Shipper and Provider Consortiums

The last type of group that a shipper may get involved in would also include the transportation providers as well.  The plus side of this type of group is you may create stronger business relationships with your carriers and be able to directly resolve issues inside the group.  However, the downside is shippers may feel constrained from complaining about their carriers’ practices if they are in the room.

Rail Shippers Have a Unique Relationship with Carriers

I have the most experience in the rail industry where the relationship between railroads and their customers can be somewhat unique.

Market Power Can Result in Contentious Relations

It is one of the few industries where the provider’s relationship can be extremely contentious at times with its customers.  This phenomenon occurs because railroads in certain circumstances have market power over their shippers unlike the diverse playing field seen in the trucking industry.

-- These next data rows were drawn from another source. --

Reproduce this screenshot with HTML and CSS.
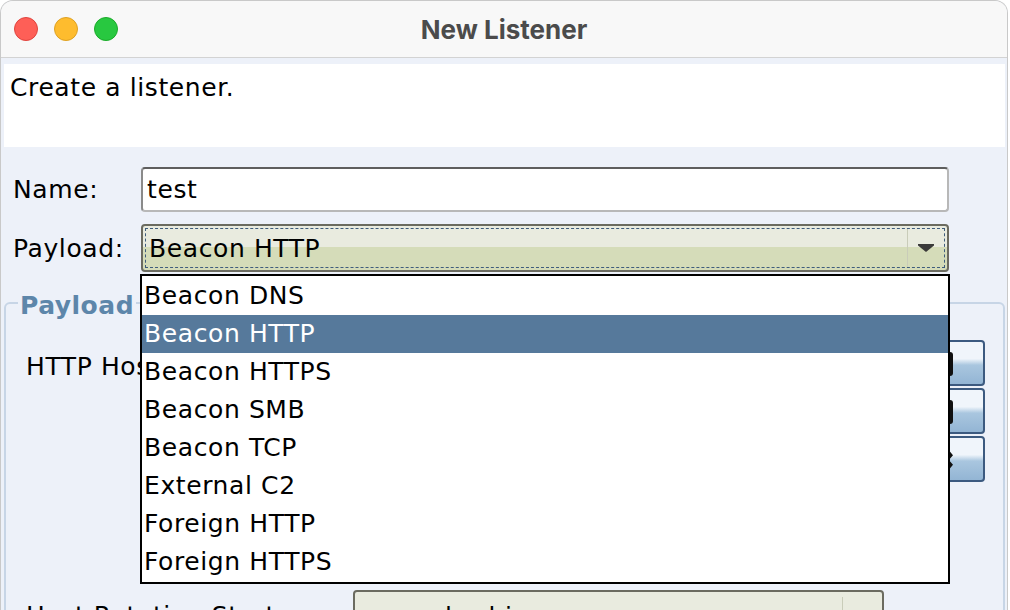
FILE: index.html
```html
<!DOCTYPE html>
<html>
<head>
<meta charset="utf-8">
<link rel="stylesheet" href="styles.css">
</head>
<body>
<div class="window">
  <div class="titlebar">
    <div class="lights">
      <span class="light red"></span>
      <span class="light yellow"></span>
      <span class="light green"></span>
    </div>
    <div class="title">New Listener</div>
  </div>
  <div class="content">
    <div class="header">Create a listener.</div>
    <div class="row name-row">
      <label class="lbl">Name:</label>
      <div class="textfield">test</div>
    </div>
    <div class="row payload-row">
      <label class="lbl">Payload:</label>
      <div class="combo">
        <div class="combo-focus">
          <span class="combo-text">Beacon HTTP</span>
          <span class="combo-btn"><svg width="16" height="8" viewBox="0 0 16 8"><path d="M0 0 H16 V1.5 L8 8 L0 1.5 Z" fill="#3a3a3a"/></svg></span>
        </div>
      </div>
    </div>
    <fieldset class="group">
      <legend class="legend">Payload</legend>
      <div class="hosts-row">
        <div class="hosts-label">HTTP Hosts:</div>
        <div class="hosts-table"></div>
        <div class="hosts-btns">
          <div class="hbtn"><span class="ico ico-a"></span></div>
          <div class="hbtn"><span class="ico ico-b"></span></div>
          <div class="hbtn"><span class="ico ico-c"></span></div>
        </div>
      </div>
      <div class="rot-row">
        <div class="rot-label">Host Rotation Strategy:</div>
        <div class="rot-combo"><span class="rot-text">round-robin</span><span class="rot-btn"></span></div>
      </div>
    </fieldset>
  </div>
  <ul class="dropdown">
    <li>Beacon DNS</li>
    <li class="sel">Beacon HTTP</li>
    <li>Beacon HTTPS</li>
    <li>Beacon SMB</li>
    <li>Beacon TCP</li>
    <li>External C2</li>
    <li>Foreign HTTP</li>
    <li>Foreign HTTPS</li>
  </ul>
</div>
</body>
</html>
```
FILE: styles.css
```css
* { box-sizing: border-box; }
html, body {
  margin: 0;
  padding: 0;
  width: 1010px;
  height: 610px;
  overflow: hidden;
  background: #ffffff;
}
.window {
  position: relative;
  width: 1008px;
  height: 612px;
  background: #edf1f9;
  border: 1px solid #c9c9c9;
  border-bottom: none;
  border-radius: 13px 13px 0 0;
  overflow: hidden;
  font-family: "DejaVu Sans", "Liberation Sans", sans-serif;
  font-size: 25px;
  letter-spacing: 0.6px;
  color: #000;
}
.titlebar {
  height: 57px;
  background: #f8f8f8;
  border-bottom: 1px solid #d3d3d3;
  display: flex;
  align-items: center;
  position: relative;
}
.lights {
  display: flex;
  gap: 16px;
  padding-left: 13px;
}
.light {
  width: 24px;
  height: 24px;
  border-radius: 50%;
  display: block;
}
.red { background: #fe5f57; border: 1px solid #e0443e; }
.yellow { background: #febc2e; border: 1px solid #dea123; }
.green { background: #28c840; border: 1px solid #1aab29; }
.title {
  position: absolute;
  left: 0;
  right: 0;
  text-align: center;
  font-family: "Inter", "Liberation Sans", sans-serif;
  font-weight: 700;
  font-size: 26px;
  letter-spacing: 0;
  color: #4b4b4b;
}
.content {
  padding: 6px 2px 0 3px;
}
.header {
  background: #ffffff;
  height: 83px;
  padding: 6px 6px 0 6px;
  line-height: 36px;
}
.row {
  display: flex;
  align-items: center;
  padding-left: 9px;
}
.lbl {
  width: 128px;
  flex: none;
}
.name-row { margin-top: 20px; height: 45px; }
.textfield {
  width: 808px;
  height: 45px;
  background: #fff;
  border: 2px solid #b8b8b8;
  border-top-color: #5e5e5e;
  border-left-color: #8a8a8a;
  border-radius: 4px;
  padding-left: 4px;
  line-height: 41px;
}
.payload-row { margin-top: 12px; height: 48px; }
.combo {
  width: 808px;
  height: 48px;
  border: 2px solid #6b6b60;
  border-radius: 4px;
  background: linear-gradient(#e9ebdf 0 48%, #d5dcb9 48% 100%);
  padding: 2px;
}
.combo-focus {
  height: 100%;
  border: 1px dashed #3f5d7c;
  display: flex;
  align-items: center;
  justify-content: space-between;
}
.combo-text { padding-left: 3px; }
.combo-btn {
  width: 37px;
  height: 100%;
  border-left: 1px solid #c9ccb9;
  display: flex;
  align-items: center;
  justify-content: center;
  background: linear-gradient(#e9ebdf 0 48%, #d5dcb9 48% 100%);
}
.group {
  margin: 15px 0 0 0;
  border: 2px solid #c7d5e6;
  border-radius: 6px;
  padding: 0 18px 0 20px;
  height: 340px;
  min-width: 0;
}
.legend {
  font-weight: 700;
  color: #5d86aa;
  padding: 6px 2px 0 2px;
  margin-left: -8px;
  letter-spacing: 0.5px;
  line-height: 26px;
}
.hosts-row {
  display: flex;
  margin-top: 21px;
}
.hosts-label {
  width: 320px;
  padding-top: 12px;
}
.hosts-table { flex: 1; }
.hosts-btns {
  display: flex;
  flex-direction: column;
  gap: 2px;
  margin-top: 0;
}
.hbtn {
  width: 40px;
  height: 46px;
  border: 2px solid #3c5a80;
  border-radius: 4px;
  background: linear-gradient(#f0f5fb 0 40%, #a9c6df 55%, #93b5d4 100%);
  position: relative;
}
.ico {
  position: absolute;
  left: 0;
  top: 10px;
  width: 6px;
  height: 24px;
  background: #111;
  border-radius: 0 3px 3px 0;
}
.ico-c {
  clip-path: polygon(0 0, 100% 30%, 30% 50%, 100% 70%, 0 100%);
}
.rot-row {
  display: flex;
  align-items: flex-start;
  margin-top: 108px;
}
.rot-label {
  width: 327px;
  padding-top: 11px;
}
.rot-combo {
  width: 531px;
  height: 48px;
  border: 2px solid #6b6b60;
  border-radius: 4px;
  background: linear-gradient(#e9ebdf 0 48%, #d5dcb9 48% 100%);
  display: flex;
  justify-content: space-between;
  padding: 5px 3px 0 22px;
}
.rot-text { line-height: 40px; }
.rot-btn {
  width: 37px;
  border-left: 1px solid #c9ccb9;
  height: 40px;
}
.dropdown {
  position: absolute;
  left: 139px;
  top: 273px;
  width: 810px;
  height: 310px;
  margin: 0;
  padding: 1px 0 0 0;
  list-style: none;
  background: #fff;
  border: 2px solid #000;
}
.dropdown li {
  height: 38px;
  line-height: 38px;
  padding-left: 2px;
}
.dropdown li.sel {
  background: #56799b;
  color: #fff;
}
```
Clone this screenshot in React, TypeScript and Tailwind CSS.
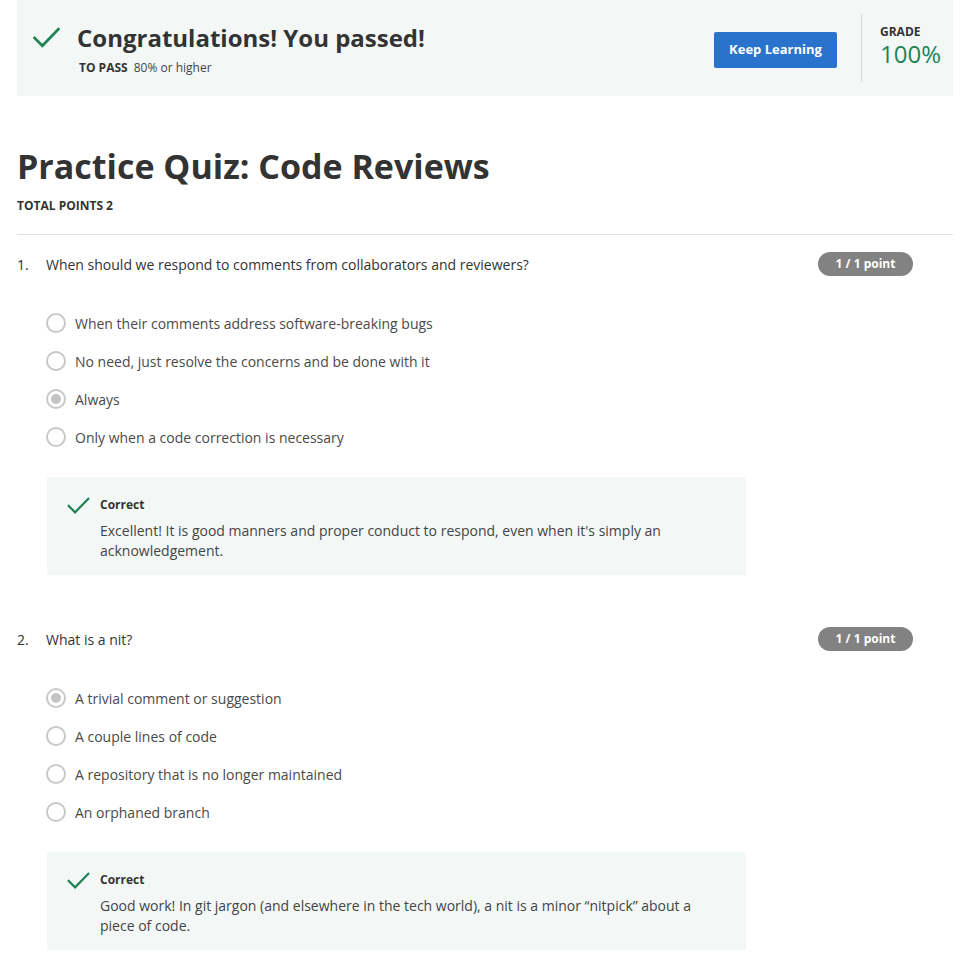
import React from "react";

const Check = ({ className }: { className?: string }) => (
  <svg viewBox="0 0 26 20" className={className} fill="none">
    <path d="M1.5 10.5 L9 18 L24.5 2" stroke="#1f8354" strokeWidth="2.6" strokeLinecap="square" />
  </svg>
);

const Radio = ({ checked }: { checked?: boolean }) => (
  <div className="w-[20px] h-[20px] rounded-full border-2 border-[#c8c8c8] bg-white flex items-center justify-center shrink-0">
    {checked && <div className="w-[10px] h-[10px] rounded-full bg-[#c4c4c4]" />}
  </div>
);

type Q = {
  n: number;
  text: string;
  options: string[];
  selected: number;
  feedback: string;
};

const questions: Q[] = [
  {
    n: 1,
    text: "When should we respond to comments from collaborators and reviewers?",
    options: [
      "When their comments address software-breaking bugs",
      "No need, just resolve the concerns and be done with it",
      "Always",
      "Only when a code correction is necessary",
    ],
    selected: 2,
    feedback:
      "Excellent! It is good manners and proper conduct to respond, even when it's simply an acknowledgement.",
  },
  {
    n: 2,
    text: "What is a nit?",
    options: [
      "A trivial comment or suggestion",
      "A couple lines of code",
      "A repository that is no longer maintained",
      "An orphaned branch",
    ],
    selected: 0,
    feedback:
      "Good work! In git jargon (and elsewhere in the tech world), a nit is a minor \u201cnitpick\u201d about a piece of code.",
  },
];

function Question({ q }: { q: Q }) {
  return (
    <div>
      <div className="flex items-center h-[24px]">
        <div className="w-[29px] text-[14px] text-[#333]">{q.n}.</div>
        <div className="flex-1 text-[14px] text-[#333]">{q.text}</div>
        <div className="mr-[41px] w-[95px] h-[24px] rounded-full bg-[#828282] text-white text-[12px] font-bold flex items-center justify-center">
          1 / 1 point
        </div>
      </div>
      <div className="pl-[29px] pt-[28px] flex flex-col">
        {q.options.map((o, i) => (
          <div key={i} className="flex items-center h-[38px] gap-[9px]">
            <Radio checked={i === q.selected} />
            <span className="text-[14px] text-[#4a4a4a]">{o}</span>
          </div>
        ))}
      </div>
      <div className="ml-[30px] mt-[21px] w-[699px] h-[98px] bg-[#f3f8f7] pl-[20px] pt-[19px] flex gap-[10px]">
        <Check className="w-[23px] h-[17px] mt-[1px] shrink-0" />
        <div>
          <div className="text-[12px] font-bold text-[#333] leading-[17px]">Correct</div>
          <div className="mt-[8px] text-[14px] leading-[20px] text-[#444] pr-[40px]">
            {q.feedback}
          </div>
        </div>
      </div>
    </div>
  );
}

export default function App() {
  return (
    <div className="bg-white min-h-[961px] w-[971px]" style={{ fontFamily: '"Open Sans", sans-serif' }}>
      <div className="px-[17px]">
        <div className="w-[936px] h-[96px] bg-[#f3f8f7] flex items-center">
          <Check className="ml-[16px] w-[27px] h-[21px] mt-[-21px] shrink-0" />
          <div className="ml-[17px] flex-1 mt-[2px]">
            <div className="text-[24px] font-bold text-[#333] leading-[32px]">Congratulations! You passed!</div>
            <div className="mt-[6px] ml-[2px] text-[12px] text-[#444] leading-[16px]">
              <span className="font-bold text-[#333]">TO PASS</span>
              <span className="ml-[6px]">80% or higher</span>
            </div>
          </div>
          <button className="mt-[4px] w-[123px] h-[36px] rounded-[2px] bg-[#2a73cc] text-white text-[13px] font-bold">
            Keep Learning
          </button>
          <div className="ml-[24px] w-px h-[68px] bg-[#dadada]" />
          <div className="ml-[18px] w-[73px] mt-[-4px]">
            <div className="text-[12px] font-bold text-[#333] leading-[16px]">GRADE</div>
            <div className="text-[24px] text-[#1f8354] leading-[28px]">100%</div>
          </div>
        </div>

        <h1 className="mt-[48px] text-[34px] font-bold text-[#333] leading-[44px]">Practice Quiz: Code Reviews</h1>
        <div className="mt-[10px] text-[12px] font-bold text-[#333] leading-[16px]">TOTAL POINTS 2</div>
        <div className="mt-[20px] w-[936px] h-px bg-[#e1e1e1]" />

        <div className="pt-[17px]">
          <Question q={questions[0]} />
          <div className="h-[52px]" />
          <Question q={questions[1]} />
        </div>
      </div>
    </div>
  );
}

This advantage that railroads have can cause customers to feel they are being treated unfairly when it comes to rates and service.  This perception is certainly widespread amongst rail customers who often publicly complain about the way they are treated by the railroads.

Moreover, rail shippers believe that railroads have obtained even more market power because the industry has undergone significant consolidation since the early eighties.  There were about 40 Class I railroads in 1980, and now there are only seven in the US.  Many shippers and economists believe that this consolidation has led to a duopoly on the eastern and western halves of the country decreasing the amount of competition among large railroads.

Rail Shipper Groups Foster Open Communication

Because of this market power and shippers’ need for rail service, many shippers are reluctant to engage in open communication about rail problems to their economic rail regulator, the Surface Transportation Board (STB).  They are also wary of making complaints in other informal public forums in fear of retaliation by the rail carrier.  While railroads deny that they would ever retaliate against a customer for complaining to the STB or otherwise, many shippers certainly perceive that this would occur based on testimony before the STB.

Accordingly, trade groups or rail shipper groups can provide some support for these individual companies by allowing them to discuss as a group.  This way an individual shipper feels less vulnerable when these challenges are public.

A Future Involving Strategic Collaborations Among Shipper Groups

Having a forum to discuss specific rail transportation issues is valuable to companies that participate.  In these groups, they can discuss what is bothering them with their rail service and see if other companies are having the same problems.  This can lead to guidance on how to handle matters based on others’ experiences and advice in this setting.  It can also lead to a collaborative position on an issue that can be presented to Congress or the STB.

These shipper consortiums can raise a common goal before the appropriate regulator and hopefully obtain improvements in the law.  Most of these groups have hired experts and lobbyists who can help make these changes come about.

Shipper consortiums are a valuable investment for companies looking for solutions for their transportation challenges.  Many large companies can have transportation spends in the 100s of millions of dollars.  Therefore, it makes sense to become involved in these groups that can lower these costs and improve their service.